As the new year begins, it’s time to consider how you can make the most out of your investment property. Instead of letting it sit idle, why not transform it into a rental and let it work for you?
You’ve already invested thousands, if not millions, in acquiring the property, so why not generate a steady stream of income to recoup your investment?
Allowing your property to remain unused and vacant can have significant repercussions. Over time, it will inevitably age and develop various problems. Maintenance issues may arise, and the property’s value may stagnate or even decline. By taking proactive steps to utilise your investment property, you can not only prevent these issues, but also generate financial benefits.

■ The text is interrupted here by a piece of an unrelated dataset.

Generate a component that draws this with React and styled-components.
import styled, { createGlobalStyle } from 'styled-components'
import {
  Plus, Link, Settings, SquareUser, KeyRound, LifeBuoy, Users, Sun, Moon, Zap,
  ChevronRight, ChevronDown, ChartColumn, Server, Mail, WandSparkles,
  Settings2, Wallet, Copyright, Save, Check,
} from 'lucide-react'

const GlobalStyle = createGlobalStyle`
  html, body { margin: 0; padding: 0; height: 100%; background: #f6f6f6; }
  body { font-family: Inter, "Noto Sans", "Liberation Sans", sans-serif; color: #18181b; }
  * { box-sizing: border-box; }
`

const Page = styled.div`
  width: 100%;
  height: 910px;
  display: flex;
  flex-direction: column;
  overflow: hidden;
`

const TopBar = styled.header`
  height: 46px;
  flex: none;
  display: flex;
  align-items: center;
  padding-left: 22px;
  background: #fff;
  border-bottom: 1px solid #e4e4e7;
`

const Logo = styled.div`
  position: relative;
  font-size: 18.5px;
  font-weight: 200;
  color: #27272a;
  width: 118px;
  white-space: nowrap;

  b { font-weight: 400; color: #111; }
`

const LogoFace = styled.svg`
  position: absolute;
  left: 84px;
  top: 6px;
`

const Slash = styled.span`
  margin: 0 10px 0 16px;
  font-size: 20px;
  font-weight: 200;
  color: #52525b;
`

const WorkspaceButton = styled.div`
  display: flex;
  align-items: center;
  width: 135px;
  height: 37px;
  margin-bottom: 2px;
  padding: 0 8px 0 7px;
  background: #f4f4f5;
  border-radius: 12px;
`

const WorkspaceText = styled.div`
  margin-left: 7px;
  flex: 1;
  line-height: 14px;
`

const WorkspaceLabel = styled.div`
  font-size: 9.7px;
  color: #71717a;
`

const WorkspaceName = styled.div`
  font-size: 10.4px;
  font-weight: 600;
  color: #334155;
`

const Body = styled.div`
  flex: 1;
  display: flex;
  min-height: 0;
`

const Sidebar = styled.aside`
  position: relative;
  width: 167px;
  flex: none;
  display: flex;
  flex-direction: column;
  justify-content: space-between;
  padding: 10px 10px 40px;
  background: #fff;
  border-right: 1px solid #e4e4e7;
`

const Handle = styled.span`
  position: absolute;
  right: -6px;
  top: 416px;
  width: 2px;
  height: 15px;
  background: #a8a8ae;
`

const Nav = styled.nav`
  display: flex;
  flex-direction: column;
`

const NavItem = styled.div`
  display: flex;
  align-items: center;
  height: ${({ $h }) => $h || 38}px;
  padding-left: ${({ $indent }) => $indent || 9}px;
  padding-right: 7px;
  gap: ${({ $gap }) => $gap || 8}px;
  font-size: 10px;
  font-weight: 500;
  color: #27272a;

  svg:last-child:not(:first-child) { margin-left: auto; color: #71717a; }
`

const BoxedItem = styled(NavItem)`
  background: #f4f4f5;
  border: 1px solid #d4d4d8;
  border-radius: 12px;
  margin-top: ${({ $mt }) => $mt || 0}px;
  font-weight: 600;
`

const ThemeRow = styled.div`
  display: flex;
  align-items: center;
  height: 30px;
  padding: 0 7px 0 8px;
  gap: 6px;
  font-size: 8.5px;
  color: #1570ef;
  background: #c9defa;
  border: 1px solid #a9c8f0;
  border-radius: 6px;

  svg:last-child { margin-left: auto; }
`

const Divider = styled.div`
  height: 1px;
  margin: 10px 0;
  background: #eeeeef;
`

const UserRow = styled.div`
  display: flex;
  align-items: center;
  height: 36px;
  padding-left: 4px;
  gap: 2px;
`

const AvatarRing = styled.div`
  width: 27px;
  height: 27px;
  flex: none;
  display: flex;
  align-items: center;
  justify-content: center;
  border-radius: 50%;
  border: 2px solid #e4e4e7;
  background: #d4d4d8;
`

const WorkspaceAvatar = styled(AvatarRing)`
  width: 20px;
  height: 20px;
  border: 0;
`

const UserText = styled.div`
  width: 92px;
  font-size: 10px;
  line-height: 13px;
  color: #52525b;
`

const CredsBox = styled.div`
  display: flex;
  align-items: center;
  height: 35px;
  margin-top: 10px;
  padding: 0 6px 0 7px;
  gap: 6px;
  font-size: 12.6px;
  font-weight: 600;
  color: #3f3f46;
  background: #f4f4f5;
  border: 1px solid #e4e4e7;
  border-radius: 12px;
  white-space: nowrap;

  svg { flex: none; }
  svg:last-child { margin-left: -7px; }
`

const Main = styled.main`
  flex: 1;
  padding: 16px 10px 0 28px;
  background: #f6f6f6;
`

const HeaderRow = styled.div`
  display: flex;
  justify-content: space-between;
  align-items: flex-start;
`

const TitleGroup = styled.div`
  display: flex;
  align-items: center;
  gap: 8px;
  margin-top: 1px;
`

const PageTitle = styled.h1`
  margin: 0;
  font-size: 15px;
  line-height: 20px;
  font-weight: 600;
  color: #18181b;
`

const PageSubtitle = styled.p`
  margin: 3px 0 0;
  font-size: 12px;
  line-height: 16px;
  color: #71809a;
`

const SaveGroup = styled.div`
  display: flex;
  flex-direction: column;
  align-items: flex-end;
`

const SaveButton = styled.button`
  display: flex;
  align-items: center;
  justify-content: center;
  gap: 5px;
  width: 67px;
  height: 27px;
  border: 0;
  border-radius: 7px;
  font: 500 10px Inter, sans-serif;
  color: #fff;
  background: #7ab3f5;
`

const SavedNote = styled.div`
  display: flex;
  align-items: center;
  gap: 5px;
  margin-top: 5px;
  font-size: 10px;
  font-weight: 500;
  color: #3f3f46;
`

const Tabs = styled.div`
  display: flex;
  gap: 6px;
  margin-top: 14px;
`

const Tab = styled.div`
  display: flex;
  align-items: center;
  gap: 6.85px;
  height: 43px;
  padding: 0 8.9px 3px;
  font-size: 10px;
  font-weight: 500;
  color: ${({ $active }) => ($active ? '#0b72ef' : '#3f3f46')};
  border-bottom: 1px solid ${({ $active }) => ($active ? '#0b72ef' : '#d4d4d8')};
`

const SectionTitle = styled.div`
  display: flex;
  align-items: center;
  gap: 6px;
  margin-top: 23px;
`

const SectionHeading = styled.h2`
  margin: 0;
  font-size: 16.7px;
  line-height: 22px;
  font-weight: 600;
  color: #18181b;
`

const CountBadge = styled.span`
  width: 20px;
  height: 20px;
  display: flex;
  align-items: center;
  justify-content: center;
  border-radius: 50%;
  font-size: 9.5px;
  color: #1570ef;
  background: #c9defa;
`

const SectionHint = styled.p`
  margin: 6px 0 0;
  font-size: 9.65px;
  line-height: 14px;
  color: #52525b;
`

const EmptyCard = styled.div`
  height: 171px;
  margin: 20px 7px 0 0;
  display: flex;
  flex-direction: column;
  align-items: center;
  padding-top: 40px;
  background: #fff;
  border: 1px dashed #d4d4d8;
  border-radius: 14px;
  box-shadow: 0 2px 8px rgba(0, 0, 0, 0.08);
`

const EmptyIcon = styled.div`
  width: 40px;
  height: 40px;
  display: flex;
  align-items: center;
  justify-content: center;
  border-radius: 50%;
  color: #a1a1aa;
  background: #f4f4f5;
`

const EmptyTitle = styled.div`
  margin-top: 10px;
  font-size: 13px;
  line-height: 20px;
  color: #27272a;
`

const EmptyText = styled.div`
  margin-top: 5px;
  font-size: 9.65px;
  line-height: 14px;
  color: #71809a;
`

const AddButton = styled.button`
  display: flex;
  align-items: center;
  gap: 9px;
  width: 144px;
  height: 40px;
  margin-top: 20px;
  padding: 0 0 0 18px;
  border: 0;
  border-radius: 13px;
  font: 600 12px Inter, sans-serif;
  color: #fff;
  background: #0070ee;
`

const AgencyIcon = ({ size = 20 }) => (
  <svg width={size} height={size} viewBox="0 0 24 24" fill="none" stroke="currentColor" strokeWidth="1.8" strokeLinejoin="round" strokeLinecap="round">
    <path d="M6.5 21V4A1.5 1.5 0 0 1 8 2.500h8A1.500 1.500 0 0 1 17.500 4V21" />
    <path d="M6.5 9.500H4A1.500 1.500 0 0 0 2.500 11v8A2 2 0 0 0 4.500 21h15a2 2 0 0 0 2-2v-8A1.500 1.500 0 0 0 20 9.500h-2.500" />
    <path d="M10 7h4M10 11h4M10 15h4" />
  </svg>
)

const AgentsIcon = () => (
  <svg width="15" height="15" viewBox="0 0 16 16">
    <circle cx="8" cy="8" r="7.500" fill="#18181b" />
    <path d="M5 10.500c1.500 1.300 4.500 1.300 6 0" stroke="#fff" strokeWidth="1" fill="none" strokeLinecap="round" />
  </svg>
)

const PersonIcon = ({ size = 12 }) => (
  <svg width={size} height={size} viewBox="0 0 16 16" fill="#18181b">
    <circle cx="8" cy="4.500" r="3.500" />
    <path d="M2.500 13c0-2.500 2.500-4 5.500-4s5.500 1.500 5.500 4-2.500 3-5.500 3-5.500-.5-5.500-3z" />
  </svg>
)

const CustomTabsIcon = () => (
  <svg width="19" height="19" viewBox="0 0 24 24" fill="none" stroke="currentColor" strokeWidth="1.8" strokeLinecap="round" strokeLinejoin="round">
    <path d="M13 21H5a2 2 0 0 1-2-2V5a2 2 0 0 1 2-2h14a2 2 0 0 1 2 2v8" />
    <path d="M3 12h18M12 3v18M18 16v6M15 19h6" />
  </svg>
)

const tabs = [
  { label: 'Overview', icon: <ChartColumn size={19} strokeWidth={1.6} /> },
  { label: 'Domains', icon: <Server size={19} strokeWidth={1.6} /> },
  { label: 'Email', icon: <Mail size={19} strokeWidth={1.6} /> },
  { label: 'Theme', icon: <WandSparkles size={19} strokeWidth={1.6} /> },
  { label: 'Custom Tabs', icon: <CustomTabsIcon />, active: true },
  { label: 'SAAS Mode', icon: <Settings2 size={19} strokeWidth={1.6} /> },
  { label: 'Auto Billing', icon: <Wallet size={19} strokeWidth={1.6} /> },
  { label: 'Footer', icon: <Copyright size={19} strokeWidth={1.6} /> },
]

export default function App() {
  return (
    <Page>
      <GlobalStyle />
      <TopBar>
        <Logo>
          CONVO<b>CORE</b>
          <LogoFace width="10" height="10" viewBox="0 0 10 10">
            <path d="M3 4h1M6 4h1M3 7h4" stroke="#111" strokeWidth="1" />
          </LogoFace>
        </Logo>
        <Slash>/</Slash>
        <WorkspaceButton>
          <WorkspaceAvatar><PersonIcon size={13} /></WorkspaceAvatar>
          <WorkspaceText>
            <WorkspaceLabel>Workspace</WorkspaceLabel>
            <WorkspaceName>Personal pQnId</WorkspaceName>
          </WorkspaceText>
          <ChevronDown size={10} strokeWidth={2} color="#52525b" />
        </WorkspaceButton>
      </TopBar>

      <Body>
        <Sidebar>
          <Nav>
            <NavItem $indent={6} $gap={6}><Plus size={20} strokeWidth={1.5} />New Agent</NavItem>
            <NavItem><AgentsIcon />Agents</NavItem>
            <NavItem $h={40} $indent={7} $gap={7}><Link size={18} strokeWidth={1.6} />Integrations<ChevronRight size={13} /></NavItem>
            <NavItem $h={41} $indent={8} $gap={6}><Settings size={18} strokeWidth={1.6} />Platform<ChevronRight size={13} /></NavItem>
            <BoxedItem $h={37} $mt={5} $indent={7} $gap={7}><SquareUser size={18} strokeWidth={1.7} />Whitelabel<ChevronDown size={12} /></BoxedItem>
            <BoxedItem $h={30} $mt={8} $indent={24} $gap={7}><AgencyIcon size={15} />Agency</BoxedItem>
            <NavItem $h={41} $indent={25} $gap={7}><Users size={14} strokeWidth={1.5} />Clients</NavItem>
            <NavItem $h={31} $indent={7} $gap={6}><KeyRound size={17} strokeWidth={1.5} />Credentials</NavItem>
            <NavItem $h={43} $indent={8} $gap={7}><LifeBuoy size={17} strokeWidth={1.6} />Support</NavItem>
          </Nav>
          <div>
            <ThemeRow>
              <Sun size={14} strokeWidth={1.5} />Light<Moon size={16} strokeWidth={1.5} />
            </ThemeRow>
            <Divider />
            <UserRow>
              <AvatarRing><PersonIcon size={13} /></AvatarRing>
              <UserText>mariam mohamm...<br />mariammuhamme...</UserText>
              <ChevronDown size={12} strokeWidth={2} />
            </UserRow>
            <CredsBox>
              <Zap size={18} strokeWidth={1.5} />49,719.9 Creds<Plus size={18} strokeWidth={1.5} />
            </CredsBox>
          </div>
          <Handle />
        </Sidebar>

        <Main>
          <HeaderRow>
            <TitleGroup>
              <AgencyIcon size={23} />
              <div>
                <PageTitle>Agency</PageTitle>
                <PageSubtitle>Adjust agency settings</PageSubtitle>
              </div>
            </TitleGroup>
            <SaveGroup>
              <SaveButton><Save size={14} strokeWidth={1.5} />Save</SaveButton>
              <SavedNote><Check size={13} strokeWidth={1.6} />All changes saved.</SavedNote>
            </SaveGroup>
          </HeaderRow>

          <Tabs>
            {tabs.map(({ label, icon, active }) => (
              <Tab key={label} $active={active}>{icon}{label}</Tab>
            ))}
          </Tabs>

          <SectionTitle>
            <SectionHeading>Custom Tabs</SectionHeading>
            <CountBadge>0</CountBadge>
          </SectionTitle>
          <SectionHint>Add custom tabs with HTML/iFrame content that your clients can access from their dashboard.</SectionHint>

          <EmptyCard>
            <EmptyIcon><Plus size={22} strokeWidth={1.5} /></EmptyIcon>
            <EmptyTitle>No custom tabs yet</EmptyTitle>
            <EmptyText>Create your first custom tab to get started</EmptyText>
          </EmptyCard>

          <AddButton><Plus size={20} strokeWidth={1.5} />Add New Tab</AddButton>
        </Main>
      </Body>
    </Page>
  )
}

Nelton Mondlane, a REMAX Sales Associate, emphasises the advantages of purchasing property for leasing purposes, particularly in the residential sector. He highlights that the value of the property appreciates over time, providing a long-term investment opportunity. “Renting out the property helps reduce the mortgage payment burden, leaving the buyer with more disposable income to address other financial needs.
“The benefits of transforming your investment property into a rental extend beyond financial gains. Renting out your property can create a sense of security, as it ensures consistent cash flow and minimises the risk of leaving the property vacant for extended periods,” said Mondlane.
Ultimately, the decision to utilise your property for residential purposes or investment purposes depends on your personal goals and aspirations. “However, by converting your property into a rental, you can unlock its potential and make it a valuable asset that works for you,” he added.
To embark on this venture, consider seeking professional guidance from real estate experts who specialise in property management and rentals. They can provide valuable insights and assistance in finding suitable tenants, handling legalities and maintaining the property effectively.
Don’t let your investment property sit idle and lose its potential. Take charge of your investment and explore the possibilities of turning it into a rental. By doing so, you can generate income, maximise returns and ensure the long-term value and viability of your property. Start the new year on a prosperous note by putting your investment property to work for you. It is well known that when you own property, there are quite a few responsibilities that you need to look out for, RE/MAX Eswatini’s Mondlane takes us through each hurdle that you must overcome:
Overcoming responsibilities and maximising returns
Owning a property comes with a set of responsibilities that require careful consideration. RE/MAX Eswatini’s Mondlane shed light on each hurdle and offer valuable guidance for property owners:
1. The importance of paying property taxes: “Keeping your property taxes up to date is not only a legal obligation, but also crucial for a smooth transaction when reselling your property. By staying current with your property taxes, you demonstrate your compliance as a law-abiding citizen and ensure a seamless sale process.”
2. The importance of maintaining your property: One of the vital aspects of owning property is knowing how to look after that property and the level of maintenance directly impacts the income and return on investment of your property. By consistently maintaining and improving your property’s condition, you enhance its appeal to potential tenants or buyers. A well-maintained property attracts higher rental income and increases its overall value, maximising your returns over time.
3. Planning for the kind of rental you want: Knowing who you want to rent your property to or what kind of property you are investing in helps in that you get to know beforehand what kind of challenges may come your way. “When considering rental property, it is generally more cost-effective to invest in residential properties. However, it’s important to note that maintenance costs for residential properties can be higher. On the other hand, commercial properties often yield higher income potential. Carefully assess your financial goals and capabilities to determine the type of rental property that aligns with your investment strategy.”
4. Planning your monthly instalments for bank repayments: Some people may be deciding to turn their properties into rentals because they have seen the need to make property pay for itself and by doing this also reduces the weight of the stress paying your monthly instalments. “If you have a mortgage to repay, strategise your monthly instalments by leveraging your rental income and combining it with other sources of income, such as your salary. Utilising your rental collection, alongside additional funds, can make mortgage payments more affordable and manageable,” mentioned Mondlane.
Navigating the responsibilities of property ownership can be challenging, but with a proactive approach and sound financial planning, you can overcome these hurdles and make your investment work for you. Consulting with real estate professionals, such as RE/MAX agents, can provide valuable insights and guidance tailored to your specific circumstances.
In conclusion, by prioritising property tax payments, maintaining your property diligently, carefully choosing the rental type that aligns with your goals and effectively managing your mortgage payments, you can optimise the potential of your property and achieve long-term financial success. Embrace these responsibilities and turn your investment into a fruitful endeavour.